The first requirement under the Act that the carrier must be incorporated or formed in Canada is the most straightforward and easily met. The second requirement of 75 per cent equity ownership by Canadian interests is also reasonably clear but there are important points to bear in mind. The voting interests must be both beneficially owned and controlled by Canadians. It is not sufficient for the securities to be simply registered to Canadians. The Interpretation Notes advise that publicly-traded Canadian air carrier companies should have a control system in place to prevent the transfer of securities resulting in less than 75 per cent Canadian ownership of voting interests or an alternative means to achieve the same result, such as securities with a variable voting value.

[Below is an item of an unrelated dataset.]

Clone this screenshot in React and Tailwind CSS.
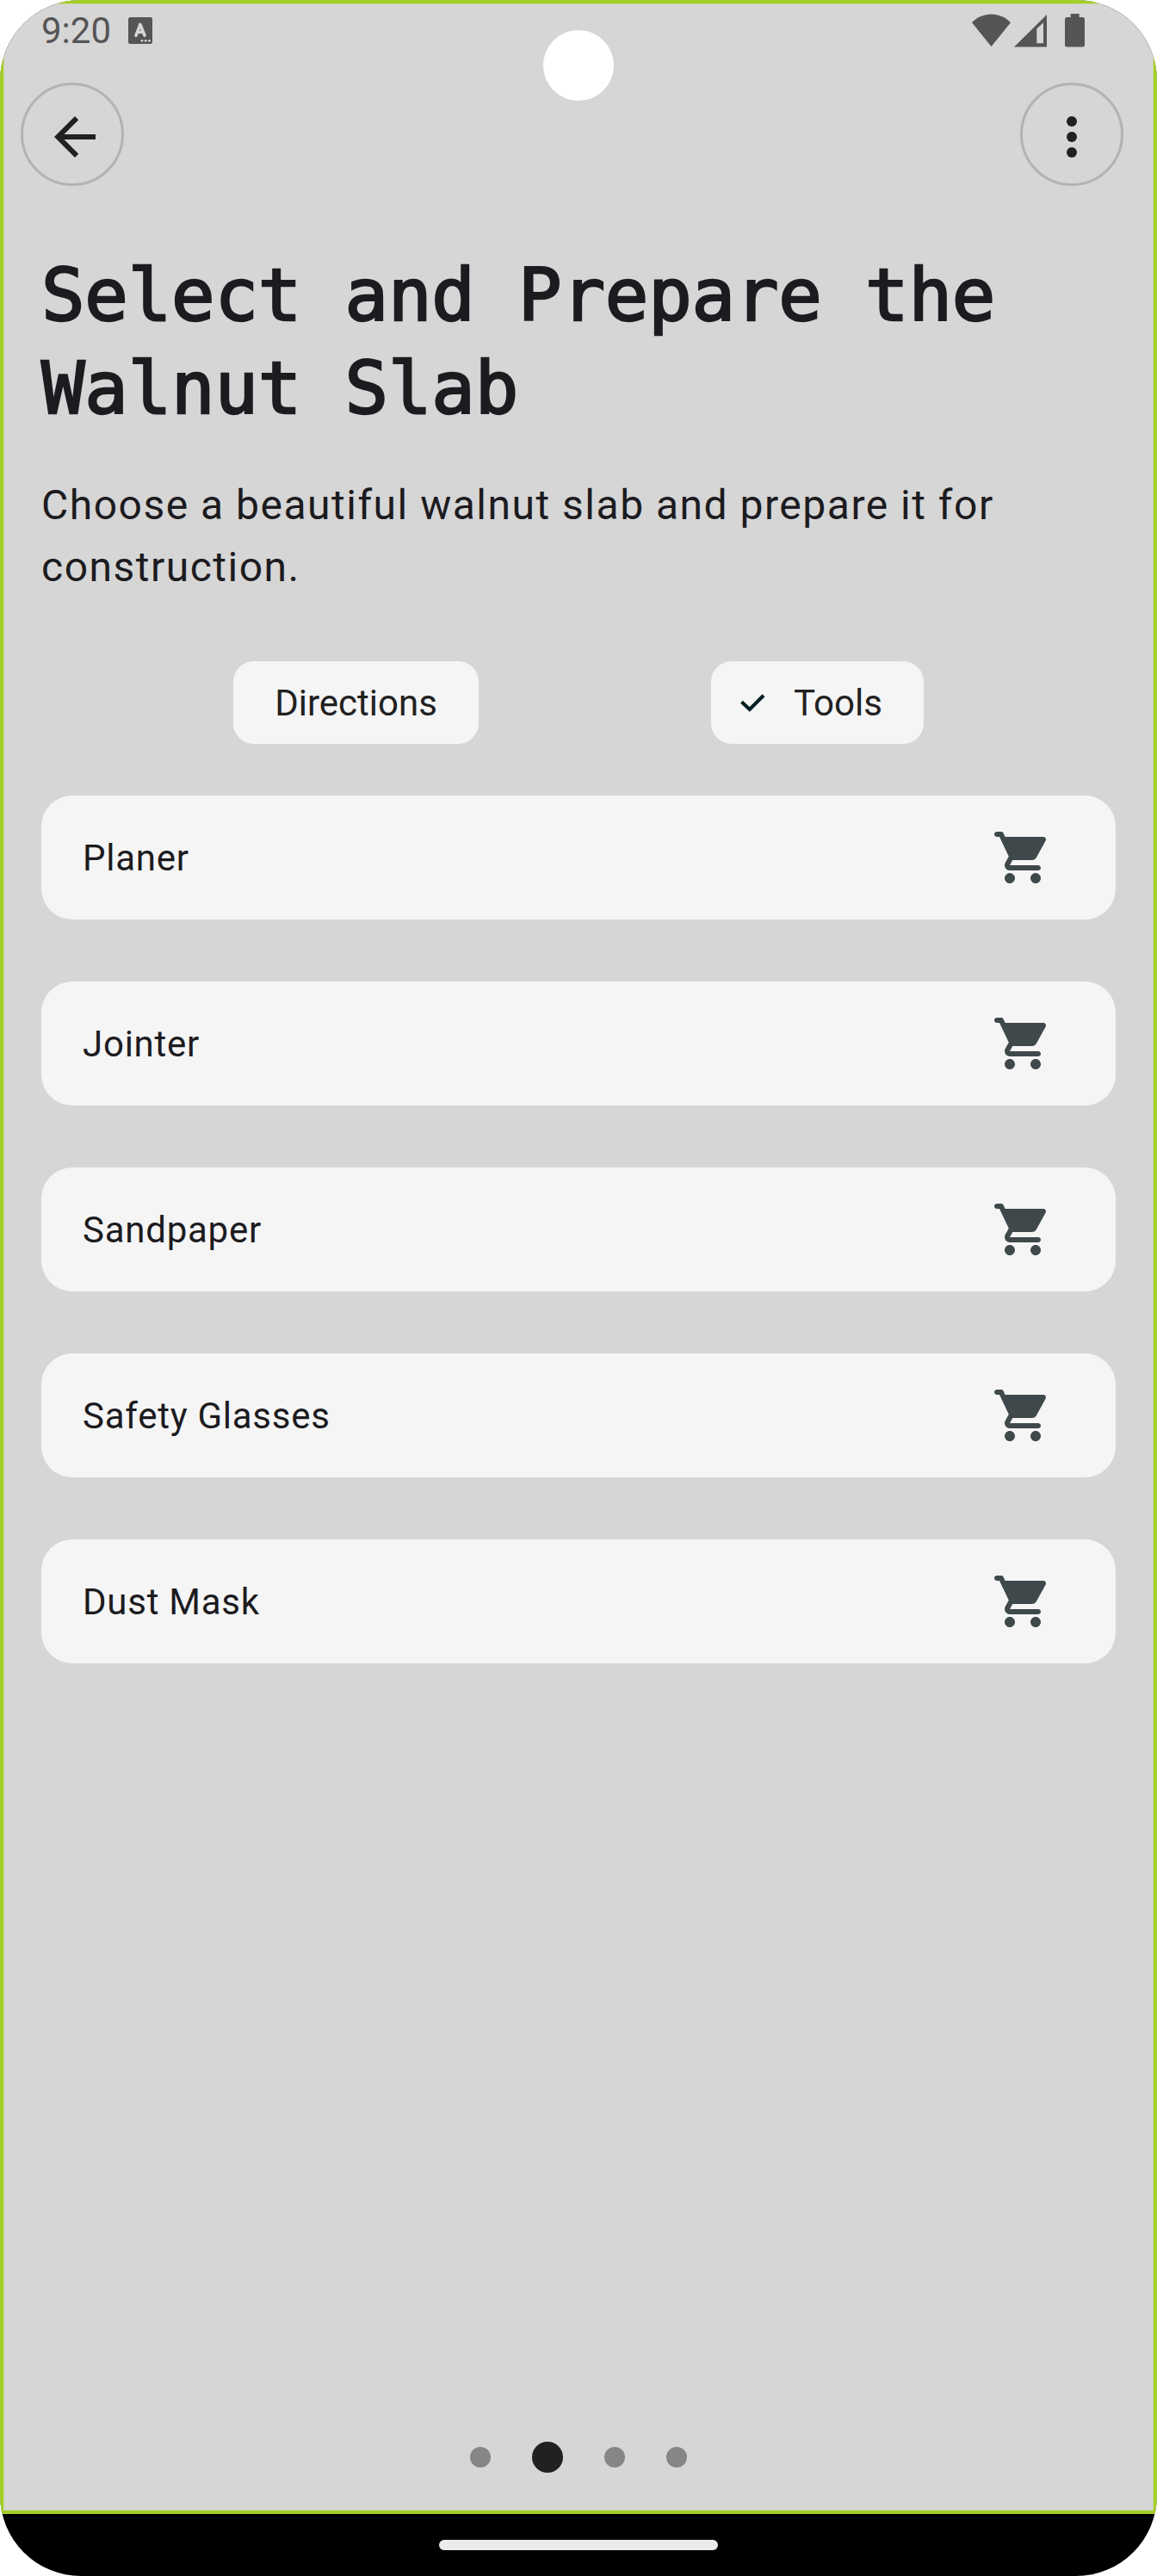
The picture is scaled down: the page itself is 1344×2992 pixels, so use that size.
const tools = ['Planer', 'Jointer', 'Sandpaper', 'Safety Glasses', 'Dust Mask'];

function CartIcon() {
  return (
    <svg viewBox="0 0 24 24" className="size-18 fill-[#3f484a]">
      <path d="M7 18c-1.1 0-1.99.9-1.99 2S5.9 22 7 22s2-.9 2-2-.9-2-2-2zM1 3c0 .55.45 1 1 1h1l3.6 7.59-1.35 2.44C4.52 15.37 5.48 17 7 17h11c.55 0 1-.45 1-1s-.45-1-1-1H7l1.1-2h7.45c.75 0 1.41-.41 1.75-1.03l3.58-6.49c.37-.66-.11-1.48-.87-1.48H5.21l-.67-1.43c-.16-.35-.52-.57-.9-.57H2c-.55 0-1 .45-1 1zm16 15c-1.1 0-1.99.9-1.99 2s.89 2 1.99 2 2-.9 2-2-.9-2-2-2z" />
    </svg>
  );
}

function RoundButton({ label, children }) {
  return (
    <button aria-label={label} className="flex size-30 items-center justify-center rounded-full border-3 border-[#b3b3b3] pt-[6px]">
      {children}
    </button>
  );
}

function StatusBar() {
  return (
    <div className="flex h-[68px] items-start justify-between pr-[80px] pl-[44px]">
      <div className="flex items-center pt-[7px]">
        <span className="w-[101px] text-[42px] leading-[49px] text-[#555]">9:20</span>
        <svg viewBox="0 0 28 31" className="h-[31px] w-7">
          <rect width="28" height="31" rx="2.5" fill="#555" />
          <path d="M9 21.200 13.900 8.400 19 21.200M10.600 17.200H17.200" fill="none" stroke="#d6d6d6" strokeWidth="3.6" strokeLinecap="round" strokeLinejoin="round" />
          <g fill="#d6d6d6">
            <circle cx="16" cy="27.3" r="1.4" />
            <circle cx="20.2" cy="27.3" r="1.4" />
            <circle cx="24.5" cy="27.3" r="1.4" />
          </g>
        </svg>
      </div>
      <div className="flex pt-[12px]">
        <svg viewBox="0 0 45 38" className="h-[38px] w-[45px] fill-[#555]">
          <path d="M22.5 38 0 10.300C6 4 14 .6 22.500.6S39 4 45 10.300z" />
        </svg>
        <svg viewBox="0 0 38 38" className="mt-px ml-[4px] h-[38px] w-[38px] fill-[#555]">
          <path fillRule="evenodd" d="M38 0V37.500H0zM34 9.300 26.300 16.500V33.300H34z" />
        </svg>
        <svg viewBox="0 0 23 39" className="ml-[21px] h-[39px] w-[23px] fill-[#555]">
          <path d="M6.700 0h10v4H20.500a2.500 2.500 0 0 1 2.500 2.500V36a2.500 2.500 0 0 1-2.500 2.500h-18A2.500 2.500 0 0 1 0 36V6.500A2.500 2.500 0 0 1 2.500 4H6.700z" />
        </svg>
      </div>
    </div>
  );
}

export default function App() {
  return (
    <div className="h-[2992px] w-[1344px] bg-white font-[Roboto,sans-serif] text-[#1c1b1f]">
      <div className="relative flex h-full flex-col overflow-hidden rounded-[94px] bg-black">
        <div className="absolute top-[35px] left-[631px] size-[82px] rounded-full bg-white" />
        <div className="flex h-[2920px] flex-col border-4 border-[#a4cf26] bg-[#d6d6d6] shadow-[inset_0_0_0_1px_#c9d6a8]">
          <StatusBar />
          <header className="mt-6 flex justify-between pr-[35px] pl-5">
            <RoundButton label="Back">
              <svg viewBox="0 0 24 24" className="ml-[6px] size-18 shrink-0 fill-[#212121]">
                <path d="M20 11H7.830l5.590-5.590L12 4l-8 8 8 8 1.410-1.410L7.830 13H20v-2z" />
              </svg>
            </RoundButton>
            <RoundButton label="More options">
              <svg viewBox="0 0 24 24" className="size-18 shrink-0 fill-[#212121]">
                <circle cx="12" cy="6" r="2" />
                <circle cx="12" cy="12" r="2" />
                <circle cx="12" cy="18" r="2" />
              </svg>
            </RoundButton>
          </header>
          <main className="flex flex-1 flex-col px-11">
            <h1 className="mt-[73px] font-['DejaVu_Sans_Mono',monospace] text-[84px] leading-[108px] tracking-[-0.2px] whitespace-nowrap [-webkit-text-stroke:2.4px_#1c1b1f]">
              Select and Prepare the
              <br />
              Walnut Slab
            </h1>
            <p className="mt-[46px] text-[48px] leading-[72px] tracking-[1.5px]">
              Choose a beautiful walnut slab and prepare it for
              <br />
              construction.
            </p>
            <div className="mt-[73px] flex pl-[223px] text-[42px] text-[#212121]">
              <button className="flex h-24 w-[285px] items-center justify-center rounded-3xl bg-[#f5f5f5]">Directions</button>
              <button className="ml-[270px] flex h-24 w-[247px] items-center rounded-3xl bg-[#f5f5f5] pl-[34px]">
                <svg viewBox="0 0 29 21" className="h-[21px] w-[29px]">
                  <path d="M1.500 9.200 10.800 18 27 1.700" fill="none" stroke="#001f24" strokeWidth="4.1" />
                </svg>
                <span className="ml-[33px]">Tools</span>
              </button>
            </div>
            <ul className="mt-[60px] flex flex-col gap-18">
              {tools.map((tool) => (
                <li key={tool} className="flex h-36 items-center justify-between rounded-[36px] bg-[#f5f5f5] pr-18 pl-12 text-[42px] tracking-[0.75px]">
                  {tool}
                  <CartIcon />
                </li>
              ))}
            </ul>
          </main>
          <div className="mb-[44px] flex h-9 items-center justify-center gap-12">
            <span className="size-6 rounded-full bg-[#868686]" />
            <span className="size-9 rounded-full bg-[#212121]" />
            <span className="size-6 rounded-full bg-[#868686]" />
            <span className="size-6 rounded-full bg-[#868686]" />
          </div>
        </div>
        <div className="flex h-18 justify-center pt-[30px]">
          <div className="h-3 w-[324px] rounded-full bg-[#ebebeb]" />
        </div>
      </div>
    </div>
  );
}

Of the three requirements, the "control in fact" test, which recognizes that legal control does not always equate to actual control, is the most complex. The Interpretation Notes emphasize that no one factor is determinative and that each case must be assessed on its own facts. The Interpretation Notes provide guidance with respect to a number of factors which may affect an air carrier's Canadian-controlled status:

  • Risks and benefits: It is presumed that parties which carry a majority of risks and the entitlement to the majority of the benefits in connection with the operation of an air carrier have control in fact.
  • Concentration of voting interests: Voting interest concentration may be relevant where a non-Canadian or non-Canadian group holds a block of voting interests, and where the remaining voting interests controlled by Canadians are spread amongst numerous unrelated persons. The non-Canadian minority interest-holders may have a greater ability to direct the business of the air carrier than the Canadian majority.
  • Directors and officers: It is essential that Canadian shareholders have the right to appoint the majority of the board of directors, and the Agency takes the position that the majority of the board must also be Canadian. However, the officers need not be Canadian, unless there is a reason to believe that the officers are conduits for non-Canadian shareholders' exercise of control. Quorum provisions should be designed to ensure that a majority of the shareholders or directors present at a meeting are Canadian, and that a majority of the directors present are those appointed by Canadian shareholders.
  • Veto rights: Veto rights over matters such as the payment of dividends are generally not considered by the Agency to affect control in fact. However, the veto rights (especially in conjunction with other factors which permit minority interest holders to affect decision-making outcomes) or the nature of the veto rights in question (for example, veto rights over the selection of officers) can affect control in fact.
  • Security rights, options and warrants: While these rights are not normally significant for the control in fact analysis, they may be important where such rights are not exercisable at market prices and a non-Canadian investor holds an unequal proportion of these rights.
  • Debt, guarantees, lease of assets: Financial arrangements concerning debt transactions, guarantees, the power to wind up a company and the lease of assets do not generally indicate control in fact in the creditor, guarantor or other party, unless the magnitude or nature of the transaction is unusual.
  • Financial strengths and business activity: These factors can indicate those shareholders who have control in fact over the air carrier. For example, where a shareholder is a non-Canadian air carrier, and the Canadian shareholders have minimal experience in the aviation industry, this could be an indicator that the non-Canadian shareholder is exercising control in fact. Further, a non-Canadian shareholder which has significant financial resources and strength may be seen to have control in fact where the Canadian shareholders do not have such financial resources and strength.
  • Management agreements: Where management services are provided by a non-Canadian, the Agency recommends that an independent contractor (as opposed to an employee of another carrier) be used. Payment should be based on services rendered and any incentive bonus should be comparatively small. The Board of Directors should retain authority over major decisions and should have the ability to terminate the management agreement.
  • Operational or service agreements: Such agreements may affect control in fact if the service provider makes major operational decisions or is paid on a contingency fee basis.

In addition to the Interpretation Notes, there are also other changes pending which will impact the issue of foreign ownership. In 2009, Canada introduced a proposed change which would allow for an increase in the amount of voting interests owned and controlled by non-Canadians to a percentage not exceeding 49 per cent. This proposed change was made in response to the Comprehensive Canada-European Union Air Transport Agreement, which came into effect that year. The Agreement provides for phased market opening and increasing degrees of foreign ownership. Ultimately, the Agreement contemplates that EU and Canadian carriers will be granted full rights to operate between, within and beyond both markets, including between points in the territory of the other party (known as cabotage). These rights will be granted once both sides complete the necessary steps to allow the full ownership and control of their carriers by the other's nationals.

Until such time, and in any event for all non-EU investors, the Interpretation Notes issued by the Agency will provide important guidance to industry about how to structure foreign investment in Canadian air carriers.

The content of this article is intended to provide a general guide to the subject matter. Specialist advice should be sought about your specific circumstances.